The corporal said he was never scared during the ordeal, but he said he was upset – and remains upset – that the building’s manual fire alarms did not operate.
“If those manual fire detectors had gone off, we could have gotten a lot of people out a lot faster,” he said. “Somebody really needs to look into that.”
Deputy Fire Chief Joe Pierce, who was on the scene Wednesday night, said his staff checked the apartment complex’s remaining manual fire alarms, known as pull stations, Thursday and found only two that did not operate. Fire officials will be stationed at the complex until they’re repaired.
“We don’t really know because we can’t re-create it because there’s too much damage,” Chief Pierce said of the alarms that didn’t work Wednesday night. “But there was a lot of fire in the area near the electrical panel so there is a chance it may not have worked because the electricity was out. The pull stations do operate on electricity.”
No one answered the phone at the Hyde Park office.
Cpl. Browder, 33, credited his colleague for keeping a cool head.

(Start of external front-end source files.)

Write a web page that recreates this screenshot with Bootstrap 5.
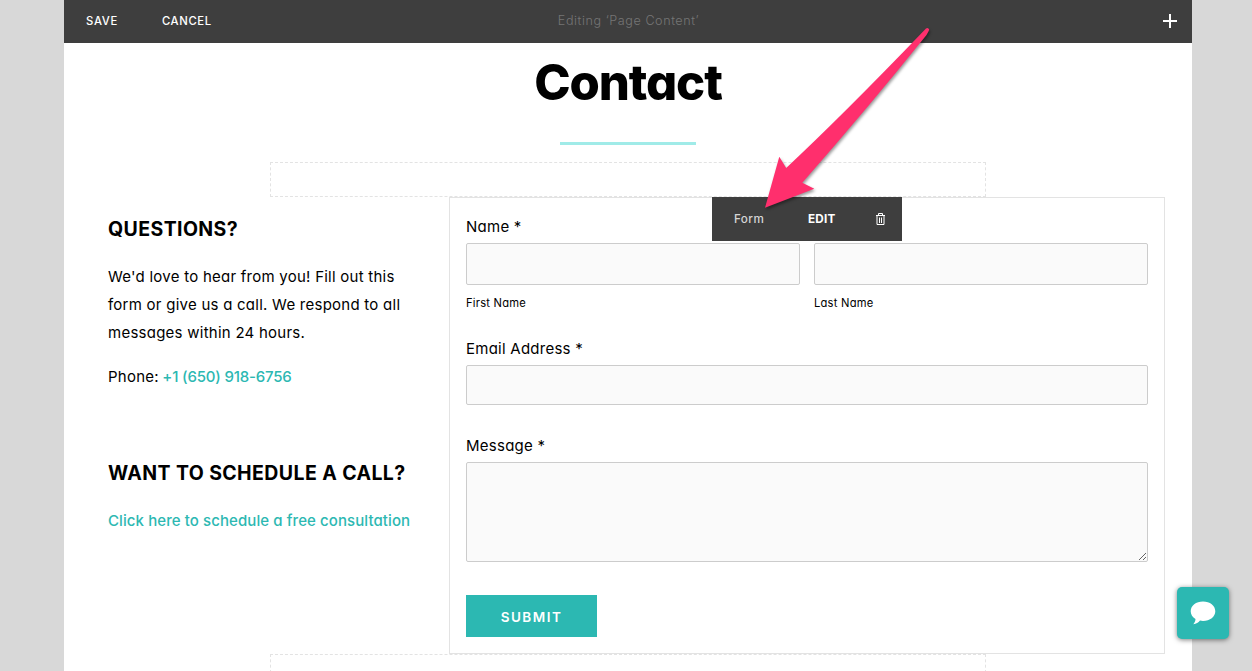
<!DOCTYPE html>
<html lang="en">
<head>
    <meta charset="UTF-8">
    <meta name="viewport" content="width=device-width, initial-scale=1.0">
    <title>Contact</title>
    <link href="https://cdn.jsdelivr.net/npm/bootstrap@5.3.0/dist/css/bootstrap.min.css" rel="stylesheet">
    <style>
        body {
            background-color: #d8d8d8;
            color: #000;
            font-family: Inter, "Liberation Sans", sans-serif;
            font-feature-settings: "cv11";
            font-size: 15px;
            letter-spacing: .25px;
            line-height: 28px;
            height: 100vh;
            overflow: hidden;
        }
        .page {
            width: 1128px;
            height: 671px;
            margin-left: 64px;
            overflow: hidden;
        }
        .editor-bar {
            height: 43px;
            background-color: #3e3e3e;
            padding: 0 15px 1px 22px;
            font-feature-settings: normal;
            font-size: 11.3px;
            line-height: 1;
        }
        .editor-bar a {
            color: #fff;
            font-weight: 500;
            letter-spacing: .65px;
            text-decoration: none;
            padding-top: 2px;
        }
        .bar-side { flex: 1 1 0; gap: 44px; }
        .editor-status {
            color: #757575;
            font-size: 12.6px;
            letter-spacing: .57px;
            font-weight: 300;
            margin-left: -6px;
        }
        .page-head { height: 119px; }
        .page-title {
            font-size: 49px;
            line-height: 60px;
            font-weight: 800;
            letter-spacing: -1.1px;
            margin: 10px 0 0;
        }
        .title-rule {
            width: 136px;
            height: 3px;
            margin-top: 29px;
            background-color: #a0ebe8;
        }
        .drop-zone {
            width: 716px;
            height: 35px;
            border: 1px dashed #e3e3e3;
        }
        .content-row { height: 457px; padding: 0 27px 0 44px; }
        .info-col { width: 341px; padding-top: 18px; }
        .info-col h2 {
            font-size: 19.5px;
            line-height: 28px;
            font-weight: 700;
            letter-spacing: .4px;
            margin-bottom: 20px;
        }
        .info-col p { margin-bottom: 16px; white-space: nowrap; }
        .info-col a {
            color: #2cb8b2;
            font-weight: 500;
            letter-spacing: .09px;
            text-decoration: none;
        }
        .info-col .phone-link { letter-spacing: -.18px; margin-left: -1px; }
        .call-block { margin-top: 68px; }
        .form-block {
            width: 716px;
            border: 1px solid #e3e3e3;
            padding: 15px 16px 0;
        }
        .form-block label { display: block; padding-bottom: 2px; }
        .form-block .form-control {
            background-color: #fafafa;
            border: 1px solid #ccc;
            border-radius: 2px;
            padding: 4px;
        }
        .name-field { width: 334px; }
        .name-field .form-control { height: 42px; }
        .name-field small {
            display: block;
            font-size: 11.2px;
            line-height: 36px;
            letter-spacing: .22px;
        }
        .form-block .mail-label { margin-top: 14px; }
        .form-block .msg-label { margin-top: 27px; }
        .form-block .email-field { height: 40px; }
        .form-block .message-field { height: 100px; resize: vertical; }
        .submit-btn {
            width: 131px;
            height: 42px;
            margin-top: 33px;
            padding: 2px 0 0;
            border: 0;
            background-color: #2cb8b2;
            color: #fff;
            font-size: 13.5px;
            font-weight: 600;
            letter-spacing: 1.5px;
        }
        .block-toolbar {
            left: 262px;
            top: -1px;
            width: 190px;
            height: 44px;
            padding: 0 16px 0 22px;
            background-color: #3e3e3e;
            color: #fff;
            font-size: 11.7px;
            font-feature-settings: normal;
        }
        .block-name { width: 74px; color: #d5d5d5; letter-spacing: .4px; }
        .pointer-arrow {
            left: 755px;
            top: 20px;
            z-index: 5;
            filter: drop-shadow(1px 2px 1.5px rgba(0,0,0,.4));
        }
        .chat-btn {
            right: 23px;
            bottom: 32px;
            width: 52px;
            height: 52px;
            border: 0;
            border-radius: 5px;
            background-color: #2cb8b2;
            box-shadow: 0 1px 5px rgba(0,0,0,.5);
        }
    </style>
</head>
<body>
<div class="page bg-white">
    <nav class="editor-bar d-flex align-items-center">
        <div class="bar-side d-flex">
            <a href="#">SAVE</a>
            <a href="#">CANCEL</a>
        </div>
        <span class="editor-status">Editing ‘Page Content’</span>
        <div class="bar-side d-flex justify-content-end">
            <svg width="14" height="14" viewBox="0 0 14 14"><path d="M7 0v14M0 7h14" stroke="#fff" stroke-width="2"/></svg>
        </div>
    </nav>

    <header class="page-head d-flex flex-column align-items-center">
        <h1 class="page-title">Contact</h1>
        <div class="title-rule"></div>
    </header>

    <div class="drop-zone mx-auto"></div>

    <main class="content-row d-flex">
        <section class="info-col">
            <h2>QUESTIONS?</h2>
            <p>We'd love to hear from you! Fill out this<br>form or give us a call. We respond to all<br>messages within 24 hours.</p>
            <p>Phone: <a href="#" class="phone-link">+1 (650) 918-6756</a></p>
            <div class="call-block">
                <h2>WANT TO SCHEDULE A CALL?</h2>
                <p><a href="#">Click here to schedule a free consultation</a></p>
            </div>
        </section>

        <form class="form-block position-relative">
            <label for="fname">Name *</label>
            <div class="d-flex justify-content-between">
                <div class="name-field">
                    <input type="text" id="fname" class="form-control">
                    <small>First Name</small>
                </div>
                <div class="name-field">
                    <input type="text" id="lname" class="form-control">
                    <small>Last Name</small>
                </div>
            </div>
            <label for="email" class="mail-label">Email Address *</label>
            <input type="email" id="email" class="form-control email-field">
            <label for="message" class="msg-label">Message *</label>
            <textarea id="message" class="form-control message-field"></textarea>
            <button type="button" class="submit-btn">SUBMIT</button>

            <!-- toolbar shown over the selected block -->
            <div class="block-toolbar position-absolute d-flex align-items-center">
                <span class="block-name fw-medium">Form</span>
                <span class="fw-bold">EDIT</span>
                <svg class="ms-auto" width="11" height="12" viewBox="0 0 11 12" fill="none" stroke="#fff"><path d="M1 2.500h9M3.500 2V.5h4V2M2 3v8.500h7V3M4.500 4.500V10M6.500 4.500V10"/></svg>
            </div>
        </form>
    </main>

    <div class="drop-zone mx-auto"></div>
</div>

<svg class="pointer-arrow position-absolute" width="180" height="195" viewBox="755 20 180 195">
    <path fill="#ff2f6d" d="M765 207.700 779.300 156.800 786.200 168Q842 116 926 28.600 928 26.800 929.200 29.600 929 31 926.500 35 868 108 802.300 182.700L814.300 188.700Z"/>
</svg>

<button type="button" class="chat-btn position-fixed d-flex align-items-center justify-content-center p-0">
    <svg width="26" height="24" viewBox="0 0 26 24"><path fill="#fff" d="M13 .5C6 .5.700 4.700.700 10.200c0 3.300 1.800 6 4.800 7.800-.1 2-.8 3.500-2.200 5.300 3-.3 5-1.500 6.700-3.700 1 .2 2 .3 3 .3 7 0 12.300-4.200 12.300-9.700S20 .5 13 .5Z"/></svg>
</button>
<script src="https://cdn.jsdelivr.net/npm/bootstrap@5.3.0/dist/js/bootstrap.bundle.min.js"></script>
</body>
</html>
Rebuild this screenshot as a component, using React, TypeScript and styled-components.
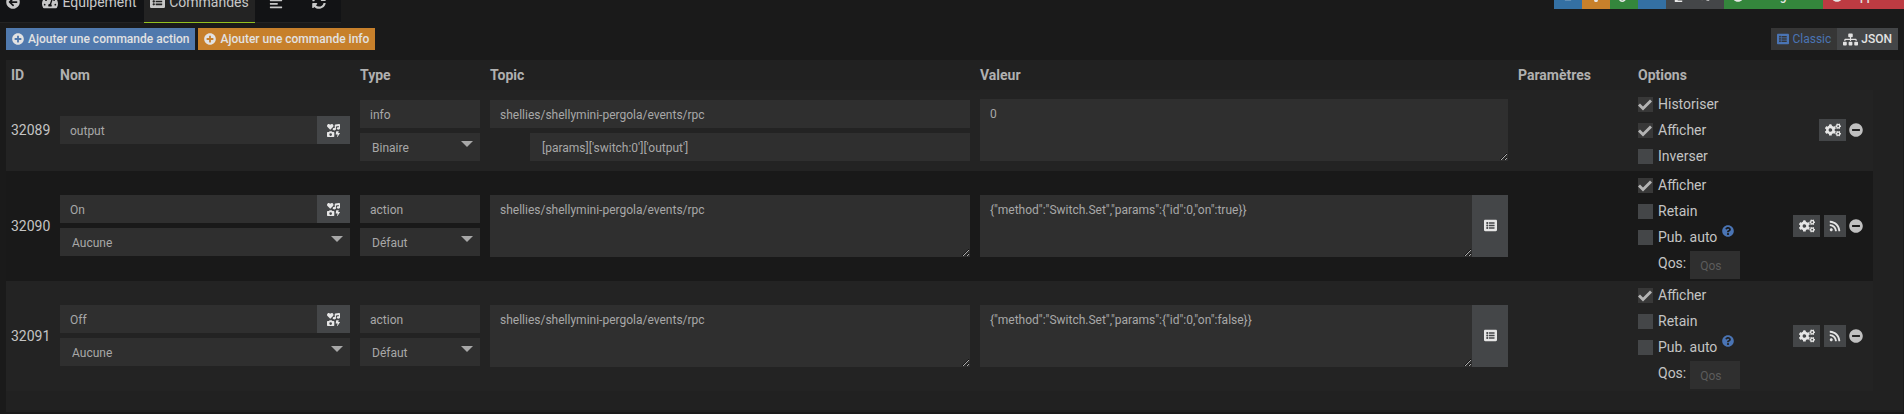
import React from 'react';
import styled, { createGlobalStyle, css } from 'styled-components';
import {
  FaAlignLeft, FaArrowCircleLeft, FaArrowsAltH, FaCheckCircle, FaCogs, FaCopy, FaIcons, FaLightbulb, FaListAlt,
  FaMinusCircle, FaPaperclip, FaPlusCircle, FaQuestionCircle, FaRss, FaSitemap, FaSyncAlt, FaTachometerAlt, FaUsers,
} from 'react-icons/fa';

const Global = createGlobalStyle`
  *, *::before, *::after { box-sizing: border-box; }
  body {
    margin: 0;
    background: #1a1a1a;
    color: #c4c4c4;
    font: 14px/20px Roboto, "Liberation Sans", sans-serif;
  }
  button, input, select, textarea { font: inherit; color: inherit; border: 0; border-radius: 0; margin: 0; }
  svg { flex: none; }
`;

const Header = styled.header`
  display: flex;
  justify-content: space-between;
  align-items: flex-start;
  height: 23px;
  overflow: hidden;
`;

const Tabs = styled.nav`
  display: flex;
  align-items: flex-end;
  height: 23px;
  margin-left: -9px;
`;

const Tab = styled.a<{ $active?: boolean; $wide: number }>`
  display: flex;
  flex: none;
  align-items: center;
  justify-content: center;
  gap: 4px;
  width: ${(p) => p.$wide}px;
  height: 42px;
  background: ${(p) => (p.$active ? '#232323' : '#121315')};
  border-bottom: 1px solid ${(p) => (p.$active ? '#94c11f' : '#232323')};
  color: #c8c8c8;
  text-decoration: none;
`;

const Actions = styled.div`
  display: flex;
  height: 9px;
  align-items: flex-end;
`;

const tones = {
  blue: '#3470a3',
  orange: '#c7802b',
  green: '#34863c',
  gray: '#444648',
  red: '#bd3b42',
};

const HeadButton = styled.button<{ $tone: keyof typeof tones; $wide: number }>`
  display: flex;
  align-items: center;
  gap: 3px;
  width: ${(p) => p.$wide}px;
  height: 26px;
  padding: 0 0 0 8px;
  background: ${(p) => tones[p.$tone]};
  color: #e6e6e6;
  font-size: 12px;
  font-weight: 500;
`;

const Toolbar = styled.div`
  display: flex;
  justify-content: space-between;
  padding: 5px 6px 10px;
`;

const Group = styled.div<{ $gap?: number }>`
  display: flex;
  gap: ${(p) => p.$gap ?? 0}px;
`;

const ToolButton = styled.button<{ $kind: 'action' | 'info' | 'muted' | 'plain' }>`
  display: flex;
  align-items: center;
  gap: 3px;
  height: 22px;
  padding: 0 6px;
  font-size: 12px;
  font-weight: 500;
  color: #e2e2e2;
  ${(p) => p.$kind === 'action' && css`background: #5079ad; gap: 4px;`}
  ${(p) => p.$kind === 'info' && css`background: #c7802b; gap: 4px;`}
  ${(p) => p.$kind === 'muted' && css`background: #363636; color: #4a74b4; font-weight: 400;`}
  ${(p) => p.$kind === 'plain' && css`background: #444648;`}
`;

const Panel = styled.main`
  margin: 0 1px 0 6px;
  padding: 0 30px 21px 0;
  background: #212121;
`;

const Table = styled.table`
  width: 100%;
  min-width: 1500px;
  table-layout: fixed;
  border-collapse: collapse;
`;

const Th = styled.th<{ $wide?: number }>`
  width: ${(p) => (p.$wide ? `${p.$wide}px` : 'auto')};
  height: 30px;
  padding: 0 5px;
  color: #b0b0b0;
  font-weight: 700;
  text-align: left;
`;

const Row = styled.tr`
  background: #232323;
  &:nth-child(even) { background: #191919; }
`;

const Td = styled.td`
  padding: 1px 5px 2px;
  vertical-align: middle;
`;

const Stack = styled.div`
  display: flex;
  flex-direction: column;
  gap: 5px;
`;

const Line = styled.div<{ $indent?: boolean }>`
  display: flex;
  padding-left: ${(p) => (p.$indent ? 40 : 0)}px;
`;

const field = css`
  display: block;
  flex: 0 1 auto;
  width: 100%;
  min-width: 0;
  background: #2f2f2f;
  color: #a8a8a8;
  font-size: 12px;
  line-height: 18px;
  outline: none;
`;

const Input = styled.input<{ $pad?: number }>`
  ${field}
  height: 28px;
  padding: 2px ${(p) => p.$pad ?? 10}px 0;
  &::placeholder { color: #5c5c5c; opacity: 1; }
`;

const Area = styled.textarea`
  ${field}
  height: 62px;
  padding: 6px 10px;
  resize: vertical;
`;

const SelectBox = styled.div`
  position: relative;
  &::after {
    content: '';
    position: absolute;
    top: 8px;
    right: 7px;
    border: 6px solid transparent;
    border-top-color: #a8a8a8;
    border-bottom: 0;
    pointer-events: none;
  }
`;

const Select = styled.select`
  ${field}
  height: 28px;
  padding: 2px 24px 0 12px;
  appearance: none;
`;

const Addon = styled.button<{ $wide: number }>`
  display: flex;
  flex: none;
  align-items: center;
  justify-content: center;
  width: ${(p) => p.$wide}px;
  padding: 0;
  background: #444648;
  color: #e6e6e6;
  font-size: 12px;
`;

const OptionsCell = styled.div`
  display: flex;
  align-items: center;
  justify-content: space-between;
`;

const Check = styled.label`
  display: flex;
  align-items: center;
  gap: 5px;
  height: 26px;
`;

const Box = styled.input`
  appearance: none;
  width: 15px;
  height: 15px;
  background: #444648;
  &:checked { background: #383838; }
  &:checked::before {
    content: '';
    display: block;
    width: 15px;
    height: 15px;
    background: #b4b4b4;
    clip-path: polygon(0 9px, 2px 7px, 5px 10px, 12px 3px, 14px 5px, 5px 14px);
  }
`;

const Help = styled.sup`
  display: flex;
  align-self: flex-start;
  margin-top: 1px;
  color: #4a74b4;
  font-size: 12px;
`;

const Qos = styled.label`
  display: flex;
  align-items: flex-start;
  gap: 4px;
  height: 29px;
  padding: 1px 0 0 20px;
  line-height: 24px;
`;

const QosField = styled.div`
  width: 50px;
`;

const RowActions = styled.div`
  display: flex;
  align-items: center;
  padding-right: 5px;
`;

const IconButton = styled.button<{ $wide: number; $gap: number }>`
  display: flex;
  align-items: center;
  justify-content: center;
  width: ${(p) => p.$wide}px;
  height: 22px;
  margin-right: ${(p) => p.$gap}px;
  padding: 0;
  background: #444648;
  color: #e6e6e6;
  font-size: 12px;
`;

const RemoveButton = styled.button`
  display: flex;
  padding: 0;
  background: none;
  color: #c0c0c0;
  font-size: 14px;
`;

type Option = { label: string; on?: boolean; help?: boolean };
type Command = {
  id: string;
  name: string;
  type: 'info' | 'action';
  subtype: string;
  topic: string;
  path?: string;
  value: string;
  options: Option[];
};

const TOPIC = 'shellies/shellymini-pergola/events/rpc';
const actionOptions: Option[] = [
  { label: 'Afficher', on: true },
  { label: 'Retain' },
  { label: 'Pub. auto', help: true },
];

const commands: Command[] = [
  {
    id: '32089', name: 'output', type: 'info', subtype: 'Binaire', topic: TOPIC,
    path: "[params]['switch:0']['output']", value: '0',
    options: [{ label: 'Historiser', on: true }, { label: 'Afficher', on: true }, { label: 'Inverser' }],
  },
  {
    id: '32090', name: 'On', type: 'action', subtype: 'Défaut', topic: TOPIC,
    value: '{"method":"Switch.Set","params":{"id":0,"on":true}}', options: actionOptions,
  },
  {
    id: '32091', name: 'Off', type: 'action', subtype: 'Défaut', topic: TOPIC,
    value: '{"method":"Switch.Set","params":{"id":0,"on":false}}', options: actionOptions,
  },
];

function Dropdown({ value, label }: { value: string; label: string }) {
  return (
    <SelectBox>
      <Select aria-label={label} defaultValue={value}>
        <option>{value}</option>
      </Select>
    </SelectBox>
  );
}

function CommandRow({ cmd }: { cmd: Command }) {
  const isAction = cmd.type === 'action';
  return (
    <Row>
      <Td>{cmd.id}</Td>
      <Td>
        <Stack>
          <Line>
            <Input aria-label="Nom" defaultValue={cmd.name} />
            <Addon $wide={33} aria-label="Icône"><FaIcons size={13} /></Addon>
          </Line>
          {isAction && <Dropdown label="Commande liée" value="Aucune" />}
        </Stack>
      </Td>
      <Td>
        <Stack>
          <Input aria-label="Type" defaultValue={cmd.type} />
          <Dropdown label="Sous-type" value={cmd.subtype} />
        </Stack>
      </Td>
      <Td>
        {isAction ? (
          <Area aria-label="Topic" defaultValue={cmd.topic} />
        ) : (
          <Stack>
            <Input aria-label="Topic" defaultValue={cmd.topic} />
            <Line $indent><Input aria-label="Chemin JSON" $pad={12} defaultValue={cmd.path} /></Line>
          </Stack>
        )}
      </Td>
      <Td>
        <Line>
          <Area aria-label="Valeur" defaultValue={cmd.value} />
          {isAction && <Addon $wide={36} aria-label="Choisir une commande"><FaListAlt size={13} /></Addon>}
        </Line>
      </Td>
      <Td />
      <Td>
        <OptionsCell>
          <div>
            {cmd.options.map((o) => (
              <Check key={o.label}>
                <Box type="checkbox" defaultChecked={o.on} />
                {o.label}
                {o.help && <Help><FaQuestionCircle /></Help>}
              </Check>
            ))}
            {isAction && (
              <Qos>
                Qos:
                <QosField><Input placeholder="Qos" /></QosField>
              </Qos>
            )}
          </div>
          <RowActions>
            <IconButton $wide={27} $gap={isAction ? 4 : 3} aria-label="Configurer"><FaCogs size={16} /></IconButton>
            {isAction && <IconButton $wide={22} $gap={3} aria-label="Tester"><FaRss /></IconButton>}
            <RemoveButton aria-label="Supprimer"><FaMinusCircle /></RemoveButton>
          </RowActions>
        </OptionsCell>
      </Td>
    </Row>
  );
}

export default function App() {
  return (
    <>
      <Global />
      <Header>
        <Tabs>
          <Tab href="#" $wide={44} aria-label="Retour"><FaArrowCircleLeft size={14} /></Tab>
          <Tab href="#" $wide={109}><FaTachometerAlt size={16} />Equipement</Tab>
          <Tab href="#" $wide={111} $active><FaListAlt size={15} />Commandes</Tab>
          <Tab href="#" $wide={42} aria-label="Aligner"><FaAlignLeft size={14} /></Tab>
          <Tab href="#" $wide={44} aria-label="Actualiser"><FaSyncAlt size={14} /></Tab>
        </Tabs>
        <Actions>
          <HeadButton $tone="blue" $wide={28} aria-label="Équipements"><FaUsers /></HeadButton>
          <HeadButton $tone="orange" $wide={28} aria-label="Suggestions"><FaLightbulb /></HeadButton>
          <HeadButton $tone="green" $wide={28} aria-label="Pièces jointes"><FaPaperclip /></HeadButton>
          <HeadButton $tone="blue" $wide={28} aria-label="Relations"><FaArrowsAltH /></HeadButton>
          <HeadButton $tone="gray" $wide={24} aria-label="Dupliquer"><FaCopy /></HeadButton>
          <HeadButton $tone="gray" $wide={34} aria-label="Configuration"><FaCogs /></HeadButton>
          <HeadButton $tone="green" $wide={99}><FaCheckCircle />Sauvegarder</HeadButton>
          <HeadButton $tone="red" $wide={81}><FaMinusCircle />Supprimer</HeadButton>
        </Actions>
      </Header>
      <Toolbar>
        <Group $gap={3}>
          <ToolButton $kind="action"><FaPlusCircle />Ajouter une commande action</ToolButton>
          <ToolButton $kind="info"><FaPlusCircle />Ajouter une commande info</ToolButton>
        </Group>
        <Group>
          <ToolButton $kind="muted"><FaListAlt />Classic</ToolButton>
          <ToolButton $kind="plain"><FaSitemap size={15} />JSON</ToolButton>
        </Group>
      </Toolbar>
      <Panel>
        <Table>
          <thead>
            <tr>
              <Th $wide={49}>ID</Th>
              <Th $wide={300}>Nom</Th>
              <Th $wide={130}>Type</Th>
              <Th $wide={490}>Topic</Th>
              <Th>Valeur</Th>
              <Th $wide={120}>Paramètres</Th>
              <Th $wide={240}>Options</Th>
            </tr>
          </thead>
          <tbody>
            {commands.map((c) => <CommandRow key={c.id} cmd={c} />)}
          </tbody>
        </Table>
      </Panel>
    </>
  );
}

“I think the real credit should go to Magiera,” Cpl. Browder said. “He’s the one who put it out on the radio, he led the way inside, and he was the one who tried to sound the fire alarms.
“He was thinking a whole lot more clearly than I was.”
Lt. Jesse Garcia, a spokesman for Dallas Fire-Rescue, said the police officers’ quick actions – including making the 911 call reporting the fire – were crucial in the rescue.
“It’s a great help to us, because one of the hardest parts of our job is locating victims,” Lt. Garcia said.
Thursday evening, the low-key Cpl. Magiera was back on the beat after getting two hours’ sleep. He spent much of the earlier part of the day dealing with media calls and preparing his home for sale.
And while he said his wife, Stormy, also a Dallas police officer, is proud of him, he eschewed the hero tag in true Joe Friday fashion.
“No, I’m not a hero,” he said. “I’m just doing my job.”